--- begin DATA LINES ---

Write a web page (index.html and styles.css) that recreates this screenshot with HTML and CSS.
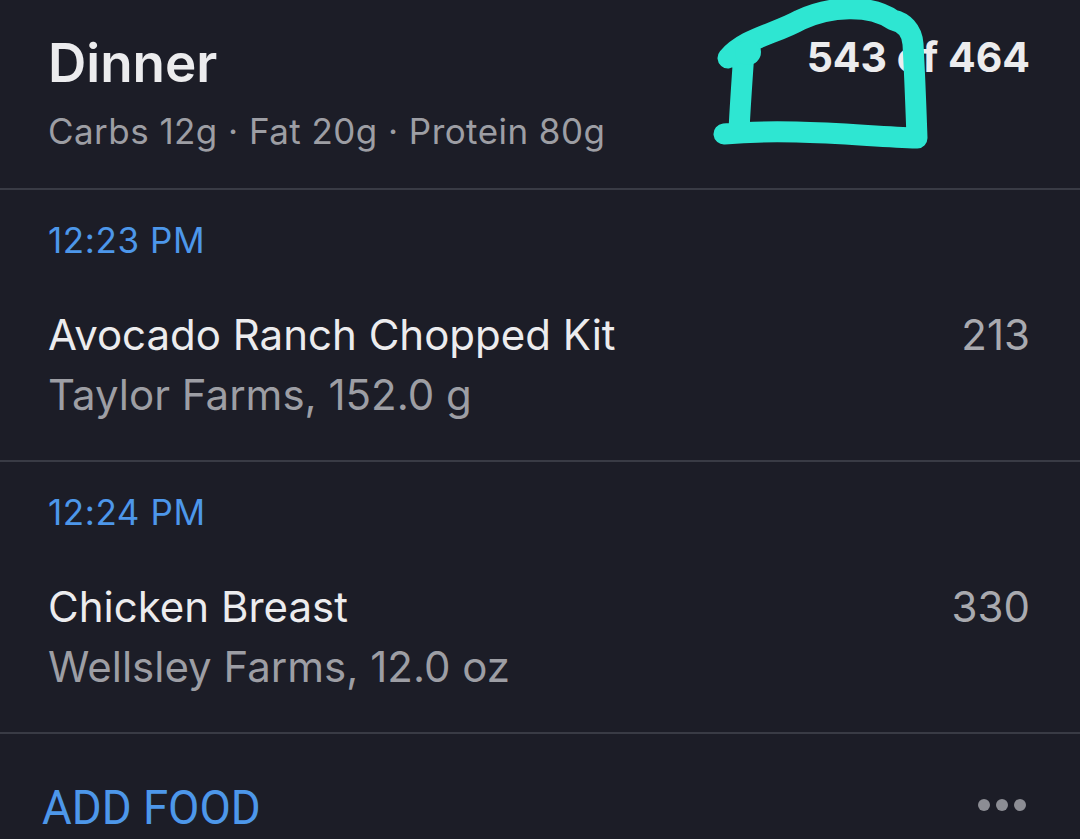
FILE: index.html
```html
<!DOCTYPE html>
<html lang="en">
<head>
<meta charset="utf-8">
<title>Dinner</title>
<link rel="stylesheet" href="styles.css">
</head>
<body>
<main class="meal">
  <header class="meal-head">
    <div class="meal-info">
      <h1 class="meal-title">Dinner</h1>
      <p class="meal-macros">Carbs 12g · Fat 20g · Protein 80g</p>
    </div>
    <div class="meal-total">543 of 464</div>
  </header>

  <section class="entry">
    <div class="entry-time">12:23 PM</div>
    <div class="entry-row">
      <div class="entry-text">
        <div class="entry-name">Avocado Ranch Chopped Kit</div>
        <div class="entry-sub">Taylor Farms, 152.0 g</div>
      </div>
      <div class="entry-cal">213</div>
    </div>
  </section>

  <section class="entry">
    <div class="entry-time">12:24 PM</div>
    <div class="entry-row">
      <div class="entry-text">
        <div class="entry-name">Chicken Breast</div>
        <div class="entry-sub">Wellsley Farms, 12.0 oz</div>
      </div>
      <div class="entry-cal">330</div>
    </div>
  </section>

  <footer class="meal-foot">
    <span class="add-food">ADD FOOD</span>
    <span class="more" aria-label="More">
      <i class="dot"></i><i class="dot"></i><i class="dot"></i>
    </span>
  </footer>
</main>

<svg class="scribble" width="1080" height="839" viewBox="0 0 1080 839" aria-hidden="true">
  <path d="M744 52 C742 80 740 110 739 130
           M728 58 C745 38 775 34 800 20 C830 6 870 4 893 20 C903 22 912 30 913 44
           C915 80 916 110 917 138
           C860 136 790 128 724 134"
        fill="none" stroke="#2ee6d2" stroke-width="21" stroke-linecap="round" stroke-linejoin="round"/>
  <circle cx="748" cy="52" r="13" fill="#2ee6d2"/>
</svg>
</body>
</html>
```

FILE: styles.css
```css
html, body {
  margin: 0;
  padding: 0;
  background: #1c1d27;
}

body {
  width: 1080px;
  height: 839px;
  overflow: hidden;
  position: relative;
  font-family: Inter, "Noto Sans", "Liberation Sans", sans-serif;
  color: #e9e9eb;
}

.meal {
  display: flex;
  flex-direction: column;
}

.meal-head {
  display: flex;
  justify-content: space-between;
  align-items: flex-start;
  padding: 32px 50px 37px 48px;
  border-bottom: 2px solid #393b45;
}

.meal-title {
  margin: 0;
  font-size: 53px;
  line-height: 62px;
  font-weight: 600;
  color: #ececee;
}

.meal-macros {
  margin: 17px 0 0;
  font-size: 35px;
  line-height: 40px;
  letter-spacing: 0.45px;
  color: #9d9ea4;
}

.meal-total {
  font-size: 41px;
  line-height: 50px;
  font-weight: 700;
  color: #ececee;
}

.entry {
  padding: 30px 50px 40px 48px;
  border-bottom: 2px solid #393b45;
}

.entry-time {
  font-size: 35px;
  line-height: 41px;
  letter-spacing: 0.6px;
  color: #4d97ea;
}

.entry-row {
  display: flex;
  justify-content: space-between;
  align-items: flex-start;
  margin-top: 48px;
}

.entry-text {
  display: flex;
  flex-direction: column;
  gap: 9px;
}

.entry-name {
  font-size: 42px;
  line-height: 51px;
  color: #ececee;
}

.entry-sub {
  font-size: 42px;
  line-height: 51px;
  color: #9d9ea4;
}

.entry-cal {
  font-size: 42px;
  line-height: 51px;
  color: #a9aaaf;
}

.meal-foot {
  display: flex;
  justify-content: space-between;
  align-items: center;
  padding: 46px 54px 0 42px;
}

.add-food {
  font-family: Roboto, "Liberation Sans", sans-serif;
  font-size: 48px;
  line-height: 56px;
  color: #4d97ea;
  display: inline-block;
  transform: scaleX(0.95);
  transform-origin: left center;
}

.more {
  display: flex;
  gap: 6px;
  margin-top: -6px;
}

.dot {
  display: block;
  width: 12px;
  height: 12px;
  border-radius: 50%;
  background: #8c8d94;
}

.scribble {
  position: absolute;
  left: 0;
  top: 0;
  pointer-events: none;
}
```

--- end DATA LINES ---

Reproduce every line of the material precisely, omitting its pictures.

Write a web page (index.html and styles.css) that recreates this screenshot with HTML and CSS.
FILE: index.html
```html
<!DOCTYPE html>
<html lang="en">
<head>
<meta charset="utf-8">
<title>Dinner</title>
<link rel="stylesheet" href="styles.css">
</head>
<body>
<main class="meal">
  <header class="meal-head">
    <div class="meal-info">
      <h1 class="meal-title">Dinner</h1>
      <p class="meal-macros">Carbs 12g · Fat 20g · Protein 80g</p>
    </div>
    <div class="meal-total">543 of 464</div>
  </header>

  <section class="entry">
    <div class="entry-time">12:23 PM</div>
    <div class="entry-row">
      <div class="entry-text">
        <div class="entry-name">Avocado Ranch Chopped Kit</div>
        <div class="entry-sub">Taylor Farms, 152.0 g</div>
      </div>
      <div class="entry-cal">213</div>
    </div>
  </section>

  <section class="entry">
    <div class="entry-time">12:24 PM</div>
    <div class="entry-row">
      <div class="entry-text">
        <div class="entry-name">Chicken Breast</div>
        <div class="entry-sub">Wellsley Farms, 12.0 oz</div>
      </div>
      <div class="entry-cal">330</div>
    </div>
  </section>

  <footer class="meal-foot">
    <span class="add-food">ADD FOOD</span>
    <span class="more" aria-label="More">
      <i class="dot"></i><i class="dot"></i><i class="dot"></i>
    </span>
  </footer>
</main>

<svg class="scribble" width="1080" height="839" viewBox="0 0 1080 839" aria-hidden="true">
  <path d="M744 52 C742 80 740 110 739 130
           M728 58 C745 38 775 34 800 20 C830 6 870 4 893 20 C903 22 912 30 913 44
           C915 80 916 110 917 138
           C860 136 790 128 724 134"
        fill="none" stroke="#2ee6d2" stroke-width="21" stroke-linecap="round" stroke-linejoin="round"/>
  <circle cx="748" cy="52" r="13" fill="#2ee6d2"/>
</svg>
</body>
</html>
```

FILE: styles.css
```css
html, body {
  margin: 0;
  padding: 0;
  background: #1c1d27;
}

body {
  width: 1080px;
  height: 839px;
  overflow: hidden;
  position: relative;
  font-family: Inter, "Noto Sans", "Liberation Sans", sans-serif;
  color: #e9e9eb;
}

.meal {
  display: flex;
  flex-direction: column;
}

.meal-head {
  display: flex;
  justify-content: space-between;
  align-items: flex-start;
  padding: 32px 50px 37px 48px;
  border-bottom: 2px solid #393b45;
}

.meal-title {
  margin: 0;
  font-size: 53px;
  line-height: 62px;
  font-weight: 600;
  color: #ececee;
}

.meal-macros {
  margin: 17px 0 0;
  font-size: 35px;
  line-height: 40px;
  letter-spacing: 0.45px;
  color: #9d9ea4;
}

.meal-total {
  font-size: 41px;
  line-height: 50px;
  font-weight: 700;
  color: #ececee;
}

.entry {
  padding: 30px 50px 40px 48px;
  border-bottom: 2px solid #393b45;
}

.entry-time {
  font-size: 35px;
  line-height: 41px;
  letter-spacing: 0.6px;
  color: #4d97ea;
}

.entry-row {
  display: flex;
  justify-content: space-between;
  align-items: flex-start;
  margin-top: 48px;
}

.entry-text {
  display: flex;
  flex-direction: column;
  gap: 9px;
}

.entry-name {
  font-size: 42px;
  line-height: 51px;
  color: #ececee;
}

.entry-sub {
  font-size: 42px;
  line-height: 51px;
  color: #9d9ea4;
}

.entry-cal {
  font-size: 42px;
  line-height: 51px;
  color: #a9aaaf;
}

.meal-foot {
  display: flex;
  justify-content: space-between;
  align-items: center;
  padding: 46px 54px 0 42px;
}

.add-food {
  font-family: Roboto, "Liberation Sans", sans-serif;
  font-size: 48px;
  line-height: 56px;
  color: #4d97ea;
  display: inline-block;
  transform: scaleX(0.95);
  transform-origin: left center;
}

.more {
  display: flex;
  gap: 6px;
  margin-top: -6px;
}

.dot {
  display: block;
  width: 12px;
  height: 12px;
  border-radius: 50%;
  background: #8c8d94;
}

.scribble {
  position: absolute;
  left: 0;
  top: 0;
  pointer-events: none;
}
```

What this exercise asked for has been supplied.